- Leader: Alfred Albrecht (1932–)
- Headquarters: Berlin, Stuttgart
- Membership: ~1,000
- Ideology: Communism
- Mother party: Communist Party of Germany (Opposition)
- Magazine: Junge Kämpfer (1929–1931)

= Young Communist League of Germany (Opposition) =

The Young Communist League of Germany (Opposition) (Kommunistischer Jugendverband Deutschlands (Opposition), abbreviated KJVD-Opposition, KJVDO, KJVO or KJO) was a youth organization in Germany. KJVD-Opposition was the youth wing of the Communist Party of Germany (Opposition).

==Organization==
KJVD-Opposition had approximately 1,000 members. It was strongest in Thuringia and Saxony.
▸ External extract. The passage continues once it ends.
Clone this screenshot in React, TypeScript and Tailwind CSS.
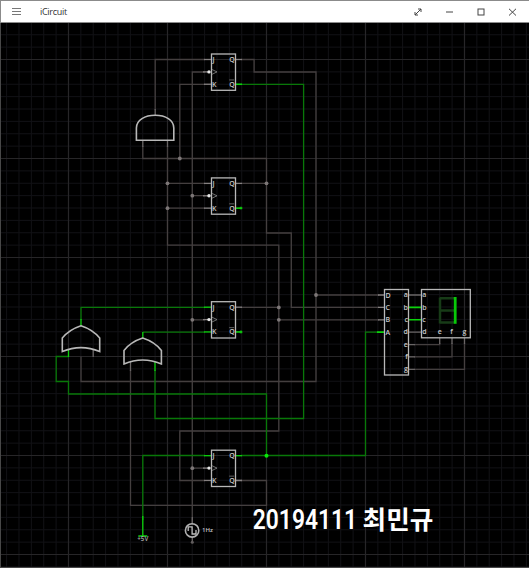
const W = "#443f3f";
const L = "#858080";
const G = "#087808";
const B = "#0bd20b";
const S = "#b8b8b8";

const minorX = Array.from({ length: 44 }, (_, i) => 6.6 + i * 12.375);
const minorY = Array.from({ length: 44 }, (_, i) => 34.75 + i * 12.375);
const majorX = [68.5, 167.5, 266.5, 365.5, 464.5];
const majorY = [59.5, 158.5, 257.5, 356.5, 455.5, 554.5];

const wires = [
  "M155.2 110V59.5H205",
  "M205 72H192.3V525",
  "M205 84.3H179.8V158.5",
  "M241 59.5H254.1V72H316V381.5H81V356.5",
  "M316 295H379",
  "M142.8 146V158.5H266.5V233H291.3V307.4H379",
  "M167.5 146V245.2H278.8V431H179.8V480.5H205",
  "M167.5 183.3H205M167.5 208.2H205M192.3 195.7H205M241 183.3H266.5",
  "M192.3 319.8H205M241 307.4H278.8M278.8 319.8H379",
  "M192.3 468.2H205M241 480.5H266.5V505.3H130.5V370",
  "M414 344.6H439.7V343M414 356.9H452V343M414 369.3H464.5V343",
];
const greens = [
  "M241 84.3H303.6V418.5H155V370",
  "M81 320V307.4H205",
  "M142.8 332.1H205",
  "M68.5 356.5H56.2V381.5H68.5V394H266.5V455.5",
  "M142.8 520V455.5H205",
  "M241 455.5H365.5V332.1H379",
];
const dots: [number, number][] = [
  [179.8, 158.5], [167.5, 183.3], [167.5, 208.2], [192.3, 195.7], [266.5, 183.3],
  [192.3, 319.8], [278.8, 307.4], [278.8, 319.8], [316, 295], [192.3, 468.2],
];

function T({ x, y, c, end }: { x: number; y: number; c: string; end?: boolean }) {
  return (
    <text x={x} y={y + 2.5} textAnchor={end ? "end" : "start"} fontSize="7" fontWeight="600" fill="#c8c8c8">
      {c}
    </text>
  );
}

function FlipFlop({ y, j = L, k = L, q = L, nq = L }: { y: number; j?: string; k?: string; q?: string; nq?: string }) {
  const y3 = y + 24.75;
  return (
    <g strokeWidth="1.3" fill="none">
      <path d={`M204 ${y}h7`} stroke={j} />
      <path d={`M204 ${y3}h7`} stroke={k} />
      <path d={`M236 ${y}h6`} stroke={q} />
      <path d={`M236 ${y3}h6`} stroke={nq} strokeWidth="1.6" />
      <path d={`M203 ${y + 12.4}h6`} stroke={L} />
      <rect x="211.5" y={y - 5.5} width="24" height="36.3" stroke={S} />
      <circle cx="209" cy={y + 12.4} r="1.7" fill="#e8e8e8" />
      <path d={`M212 ${y + 10}l5 2.4l-5 2.4`} stroke="#8c8c8c" strokeWidth="0.8" />
      <path d={`M229.2 ${y3 - 4.3}h5`} stroke="#8c8c8c" strokeWidth="0.7" />
      <T x={212.5} y={y} c="J" />
      <T x={212} y={y3} c="K" />
      <T x={234.8} y={y} c="Q" end />
      <T x={234.8} y={y3} c="Q" end />
    </g>
  );
}

function OrGate({ x, y }: { x: number; y: number }) {
  return (
    <path
      transform={`translate(${x} ${y})`}
      d="M0 0C-8 2.6 -14 6.5 -18.7 12.3V25.8Q0 18 18.7 25.8V12.3C14 6.5 8 2.6 0 0Z"
      fill="none"
      stroke={S}
      strokeWidth="1.6"
    />
  );
}

function Circuit() {
  return (
    <svg
      className="block h-[545px] w-full font-['Open_Sans','Noto_Sans',sans-serif]"
      viewBox="0 23 529 545"
    >
      <rect y="23" width="529" height="545" fill="#000" />
      <g stroke="#121216" strokeWidth="1">
        {minorX.map((x) => <path key={x} d={`M${x} 23V568`} />)}
        {minorY.map((y) => <path key={y} d={`M0 ${y}H529`} />)}
      </g>
      <g stroke="#272628" strokeWidth="1.2">
        {majorX.map((x) => <path key={x} d={`M${x} 23V568`} />)}
        {majorY.map((y) => <path key={y} d={`M0 ${y}H529`} />)}
      </g>
      <path d="M.5 23V568M0 567.5H529" stroke="#484848" />
      <g fill="none" strokeWidth="1.3">
        {wires.map((d) => <path key={d} d={d} stroke={W} />)}
        {greens.map((d) => <path key={d} d={d} stroke={G} />)}
        <path d="M155.2 115v-6M142.8 140v7M167.5 140v7M93.2 349v8M130.5 362v9M192.3 517v7M192.3 537v6" stroke="#686464" />
        <path d="M81 326v-7M68.5 350v7M142.8 338v-6M155 362v9M142.8 516V536M138.3 536h9" stroke={B} />
        <path d="M378 295h6M378 307.4h6M378 319.8h6" stroke={L} />
        <path d="M377 332.1h7M408 307.4h13M408 319.8h13" stroke={B} strokeWidth="1.6" />
        <path d="M408 295h13M408 332.1h13M408 344.6h7M408 356.9h7M408 369.3h7M439.7 338v6M452 338v6M464.5 338v6" stroke="#696565" />
      </g>
      {dots.map(([x, y]) => <circle key={`${x}-${y}`} cx={x} cy={y} r="1.9" fill="#7d7777" />)}
      <circle cx="266.5" cy="455.8" r="2" fill="#08e808" />
      <circle cx="241" cy="208" r="1.6" fill="#118411" />
      <circle cx="241" cy="331.9" r="1.6" fill="#118411" />
      <circle cx="192.3" cy="542.3" r="1.5" fill="#625e5e" />

      <FlipFlop y={59.5} nq={B} />
      <FlipFlop y={183.4} nq={B} />
      <FlipFlop y={307.2} j={B} k={B} nq={B} />
      <FlipFlop y={455.7} j={B} q={B} />

      <path d="M136.4 140.2V128C136.4 120 145 115.3 155.2 115.3S173.8 120 173.8 128V140.2Z" fill="none" stroke={S} strokeWidth="1.6" />
      <OrGate x={81} y={325.7} />
      <OrGate x={142.7} y={338.1} />

      <g fill="none" stroke={S} strokeWidth="1.3">
        <rect x="384.5" y="289.5" width="24" height="85.5" />
        <rect x="421.5" y="289.5" width="48.8" height="48.3" />
      </g>
      {["D", "C", "B", "A"].map((c, i) => <T key={c} x={385.4} y={295.1 + i * 12.375} c={c} />)}
      {["a", "b", "c", "d", "e", "f", "g"].map((c, i) => (
        <T key={c} x={407.9} y={294.7 + i * 12.375} c={c} end />
      ))}
      {["a", "b", "c", "d"].map((c, i) => <T key={c} x={422.3} y={294.7 + i * 12.375} c={c} />)}
      {["e", "f", "g"].map((c, i) => <T key={c} x={437.8 + i * 12.375} y={331.9} c={c} />)}
      <path d="M440 297.5V323.5M440 298.3H454M440 310.4H454M440 322.6H454" stroke="#173b17" strokeWidth="2.5" />
      <path d="M455.2 297V323.8" stroke="#08c908" strokeWidth="2.8" />

      <circle cx="192.1" cy="530.4" r="6.7" fill="none" stroke="#b0b0b0" strokeWidth="1.6" />
      <path d="M188.2 531V526.8H192.1V534H196V530" fill="none" stroke="#c0c0c0" strokeWidth="1.3" />
      <text x="202" y="532.4" fontSize="6" fontWeight="600" fill="#c4c4c4">1Hz</text>
      <text x="142.8" y="541" textAnchor="middle" fontSize="6.2" fontWeight="600" fill="#aaa">+5V</text>

      <g fill="#fff">
        <text className="font-['Roboto',sans-serif] font-semibold" fontSize="27" transform="translate(252.8 529) scale(.845 1)">
          20194111
        </text>
        <text className="font-['Noto_Sans_CJK_KR',sans-serif] font-bold" fontSize="25.5" transform="translate(362.6 528.7) scale(1.005 1)">
          최민규
        </text>
      </g>
    </svg>
  );
}

export default function App() {
  return (
    <div className="flex h-[568px] w-[529px] flex-col overflow-hidden bg-black">
      <header className="flex h-[23px] shrink-0 items-center border-y border-l border-[#8b8b8b] bg-white">
        <svg className="ml-[11px] h-3 w-[10px]" viewBox="0 0 10 12" stroke="#777" strokeWidth="1">
          <path d="M0 2.5h9M0 5.5h9M0 8.5h9" />
        </svg>
        <h1 className="ml-[18px] font-['Open_Sans',sans-serif] text-[9px] leading-none tracking-[-0.3px] text-[#333]">iCircuit</h1>
        <svg className="ml-auto h-[12px] w-[116px]" viewBox="413 5.5 116 12" fill="none" stroke="#444" strokeWidth="1">
          <path d="M415 14.5L421 8.5M418 8.5H421V11.5M415 11.5V14.5H418" />
          <path d="M446 11.5H453" />
          <rect x="478" y="8.5" width="6" height="6" />
          <path d="M509 8.3L516 15M516 8.3L509 15" />
        </svg>
      </header>
      <main className="flex-1">
        <Circuit />
      </main>
    </div>
  );
}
Other areas where the organization was active were Berlin-Brandenburg, Wasserkante, Silesia, Württemberg and Hesse. KJVD-Opposition had a national school (Reichsschule), which could host 35 people at a time. At the school, the organization conducted political training, usually for two weeks at a time.

==Publications==
KJVD-Opposition published the monthly Junge Kämpfer ('Young Fighter') in Berlin from 1929-1931, which was distributed amongst members and sympathizers of the movement. Junge Kämpfer was mainly edited by Walter Uhlmann. Another monthly KJVD-Opposition publication, Kommunistische Jugend-Politik ('Communist Youth Politics') dealt with organizational issues and was distributed amongst cadres.

==Under the Nazi regime==
In 1932 the national leadership of KJVD-Opposition shifted from Berlin to Stuttgart. Around this time Alfred Albrecht became the national leader of KJVD-Opposition. Albeit a minor group in the German labour movement, KJVD-Opposition organized some resistance activities against the Nazi regime in the 1930s. Under Albrecht's leadership KJVD-Opposition formed a youth cartel of left-wing organizations, and conducted anti-fascist mobilizations in working-class neighbourhoods. Walter Uhlmann was the representative of KJVD-Opposition in the underground Berlin Committee of the mother party.